Durante todos estos años, algo no ha cambiado. Las ediciones son tan feas como de costumbre y el papel envejece prematuramente. No obstante, la labor editorial es, con frecuencia, excelente. En el mundo del libro español, las portadas son brillantes (hablo de luminosidad), no es raro que estén bien diseñadas, el papel suele ser de buena calidad, pero hay mucha tripa que parece haber viajado, sin intermediarios, del CD que entregó el escritor a la imprenta. Es como si el autor intimara con sus lectores al entregar su manuscrito final para recabar nuestra opinión.

Durante el almuerzo, mi sobrina me cuenta la función del Royal Ballet of London que anoche disfrutó sentada en las escalinatas del Capitolio. Por la pantalla gigante desfilaron Viengsay Valdés, Tamara Rojo, Carlos Acosta, Joel Carreño y Federico Bonelli. Cientos de espectadores asistieron al espectáculo y, en un intermedio, los bailarines salieron del teatro y se acercaron al Capitolio para saludar al público. En particular, Carlos Acosta, quien dijo que esta noche es una experiencia digna de contarse a nuestros hijos y nuestros nietos. Y lo que hemos bailado hoy es para ustedes que son mi verdadero público. Un discurso de candidato a alcalde en campaña electoral que no se explica si desconocemos los antecedentes.

Acosta, primer bailarín del Ballet Nacional y uno de los mejores que ha dado la Isla, pasó años sin que la Prima Ballerina Assoluta lo llevara a ninguna gira internacional (algunos cuentan que por demasiado negro). Hasta que se marchó y encontró su lugar como primer bailarín en el Royal Ballet. De modo que cuando su compañía propuso ofrecer una función en La Habana –hijo pródigo, indiano en dirección contraria que regresa envuelto en la capa mágica del éxito--, la secretaria general del Ballet Nacional dijo que nunca, jamás, never, niet, que por encima de su cadáver. No. No se apresuren. Sigue viva. Los productores del Royal Ballet dieron un astuto giro a su propuesta y la plantearon como un homenaje de la compañía a Alicia Alonso. La palabra “homenaje” fue como el Ábrete Sésamo, el Abracadabra pata de cabra. El ego desparramado fluyó por las escalinatas del García Lorca. Los turistas chapotearon en ego líquido pensando que se había volcado un bidón de aceite de ricino. Y el sí de la homenajeada se escuchó en los suburbios de Londres.

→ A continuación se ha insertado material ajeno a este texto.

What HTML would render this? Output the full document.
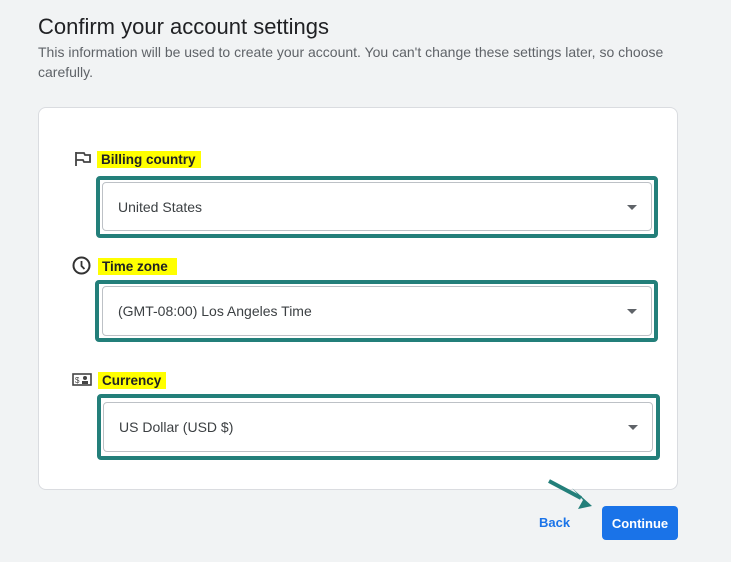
<!DOCTYPE html><html><head><style>
body{margin:0;width:731px;height:562px;background:#f1f3f4;font-family:"Liberation Sans",sans-serif;position:relative;overflow:hidden}
.a{position:absolute}
.h1{left:38px;top:14px;font-size:22px;color:#202124}
.sub{left:38px;top:42px;width:660px;font-size:14px;line-height:20px;color:#5f6368}
.card{left:38px;top:107px;width:638px;height:381px;background:#fff;border:1px solid #dadce0;border-radius:8px}
.tb{border:4px solid #237f7a;border-radius:4px;box-sizing:border-box}
.sel{border:1px solid #bdc1c6;border-radius:4px;box-sizing:border-box;font-size:14px;color:#3c4043;padding-left:15px;display:flex;align-items:center}
.sel:after{content:"";position:absolute;right:14px;top:50%;margin-top:-2px;border:5px solid transparent;border-top:5px solid #5f6368;border-bottom:0}
.lab{background:#ffff00;font-size:13.5px;font-weight:bold;color:#202124;padding:0 5px 0 4px;line-height:17px}
</style></head><body>
<div class="a h1">Confirm your account settings</div>
<div class="a sub">This information will be used to create your account. You can't change these settings later, so choose carefully.</div>
<div class="a card"></div>

<svg class="a" style="left:74px;top:151px" width="18" height="16" viewBox="0 0 18 16"><path d="M2 1v14M2 2h8l1 2h5v7h-6l-1-2H2" fill="none" stroke="#444" stroke-width="1.8"/></svg>
<div class="a lab" style="left:97px;top:151px">Billing country</div>
<div class="a tb" style="left:96px;top:176px;width:562px;height:62px"></div>
<div class="a sel" style="left:102px;top:182px;width:550px;height:49px">United States</div>

<svg class="a" style="left:72px;top:256px" width="19" height="19" viewBox="0 0 19 19"><circle cx="9.5" cy="9.5" r="8" fill="none" stroke="#333" stroke-width="2"/><path d="M9.5 5v5l3 3" fill="none" stroke="#333" stroke-width="1.8"/></svg>
<div class="a lab" style="left:98px;top:258px">Time zone&nbsp;</div>
<div class="a tb" style="left:95px;top:280px;width:563px;height:62px"></div>
<div class="a sel" style="left:102px;top:286px;width:550px;height:50px">(GMT-08:00) Los Angeles Time</div>

<svg class="a" style="left:72px;top:373px" width="20" height="13" viewBox="0 0 20 13"><rect x="1" y="1" width="18" height="11" fill="none" stroke="#444" stroke-width="1.6"/><text x="3" y="10" font-size="8" font-family="Liberation Sans" fill="#444">$</text><circle cx="13" cy="5" r="2" fill="#444"/><rect x="10" y="8" width="6" height="3" fill="#444"/></svg>
<div class="a lab" style="left:98px;top:372px">Currency</div>
<div class="a tb" style="left:97px;top:394px;width:563px;height:66px"></div>
<div class="a sel" style="left:103px;top:402px;width:550px;height:50px">US Dollar (USD $)</div>

<svg class="a" style="left:545px;top:476px" width="52" height="34" viewBox="0 0 52 34"><path d="M4 5L36 22" stroke="#237f7a" stroke-width="4"/><path d="M27 12L47 30L33 33L38 24Z" fill="#237f7a"/></svg>
<div class="a" style="left:539px;top:515px;font-size:13px;font-weight:bold;color:#1a73e8">Back</div>
<div class="a" style="left:602px;top:506px;width:76px;height:34px;background:#1a73e8;border-radius:4px;color:#fff;font-size:13px;font-weight:bold;display:flex;align-items:center;justify-content:center">Continue</div>
</body></html>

Mañana nos enteraremos por un amigo que asistió anoche al teatro García Lorca que el aire acondicionado fue conectado a las cinco de la tarde, no desde el mediodía como aconsejaba un local tan grande. Al empezar la función, el lugar estaba tan caldeado que los bailarines transpiraban a chorros y hubo resbalones en los charcos de sudor. El calor y los deslizamientos no impidieron que la función fuera memorable.

Gracias a mi hermana, me marcho con un buen mazo de antiguas fotos familiares que escanearé en Madrid: mi abuela a los 20 años en Avilés, un tío abuelo pintor presentando una exposición en Asturias, la última foto de mi padrino en Nueva York. Mi abuela y sus seis hijos. Seis hermanos que a inicios de los 60 se repartieron equitativamente: la mitad se quedó en Cuba, y la otra mitad, expropiadas una finca y una granja avícola, cambió la tierra por una fábrica de Nueva Jersey donde tuvieron que reinventarse la vida entre el inglés y el hielo. Las fotos son el registro de éxitos y naufragios, olvidos y recuerdos, en rectángulos de cartulina. Memoria en blanco y negro de quienes nunca regresaron a Avilés tras emigrar a Cuba, y de quienes nunca regresaron a Cuba, nunca desandaron su camino en la era de los vuelos charter.

Por la tarde, Daniel y yo visitamos a un escritor amigo que nos espera con jugo de mango y buena conversación. Ambos suculentos.

En la noche tenemos una cena familiar ineludible. Es como reproducir en miniatura “la Nación y la Emigración”, esos simulacros de conciliación nacional que convoca de vez en cuando el gobierno de la Isla. Un alto funcionario y un exmilitar, exiliados en Miami y en España, aspirantes al exilio y al insilio, ateos y creyentes de diversos credos. Los oportunos silencios y los chistes para todas las edades nos concilian. El tamal en cazuela, también. Un grupo humorístico alertó recientemente de que los peces del Caribe invadirían la Isla. Nadie los pesca y siguen reproduciéndose a buen ritmo. Podrían entorpecer la navegación de altura. Pero, me aclaran, este pargo no fue capturado tierra adentro. Y deben tener razón, porque de tan fresco parece a punto de guiñarnos un ojo en la parrilla.